Real-time digital trigger system for GTAF-II at CSNS Back-n white neutron source
Linhai Xie, Ping Cao, Tao Yu, Xinyi Tang, Zouyi Jiang, Qi An, Xiru Huang, C. Li, Jun Li, M. H. Gu, Q. Zhang, Guangyuan Luan, Xichao Ruan, Guangzhi He, Jie Ren, Jiaojiao Bai, Jie Bao, Yuhai Bao, H. Chen, Qiyin Chen, Y. Chen, Z. Chen, Z. Q. Cui, Ruirui Fan, C. Q. Feng, Kailun Gao, Xiaolong Gao, Chengcheng Han, Zishuo Han, Yuefeng He, Y. Hong, Yiwei Hu, Han‐Xiong Huang, Hao Jiang, Wei Jiang, Hantao Jing, Ling Kang, B. Li, Q. Li, Xin Li, Y. Li, Junfeng Liu, Rongzhen Liu, S. Liu, X. Liu, Zheng‐Wen Long, Changjun Ning, Ming Niu, Binbin Qi, Zhizhou Ren, Zhendi Song, Kang Sun, Zhiwei Sun, Zhixin Tan, Jingyu Tang, Bowei Tian, L. Wang, P. Wang, Zijing Wang, Z. Wen, Xuan Wu, Xuan Wu, Xiaoyun Yang, Yang Yi, Yi Han, Lei Yu, Yaxin Yu, G. Zhang, Li Zhang, X. Zhang, Y. Zhang, Zhiwei Zhang, Liang Zhou, Zhihao Zhou, Kejun Zhu
Abstract
A 4-π detector array composed of 40 BaF_2 crystals named Gamma Total Absorption Facility II (GTAF-II) is designed for neutron capture cross-section (n, γ) measurements at Back-n white neutron source in China Spallation Neutron Source. The waveform digitizing (WFD) method is used to acquire the detector signals from GTAF-II accurately. To reduce the high data rate caused by the WFD method, a real-time digital trigger system is proposed in this paper. The trigger system is divided into local and global trigger processing to distinguish desired signals from various noises. The local trigger processing rejects photomultiplier noises and α particles by signal characteristics.
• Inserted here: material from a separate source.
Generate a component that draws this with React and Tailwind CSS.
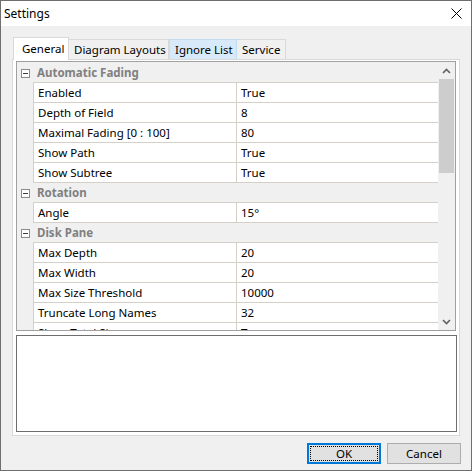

The global trigger verification eliminates natural γ-rays according to the (n, γ) reaction mechanism. In order to realize the interaction between the local and global trigger processing, a high-precision global synchronization and trigger exchange network is constructed. Experiments with beams at back-n show that the trigger system provides a high data reduction factor. This trigger system covers the entire neutron energy range of 25 ms without dead time, and desired signals are acquired with full waveforms.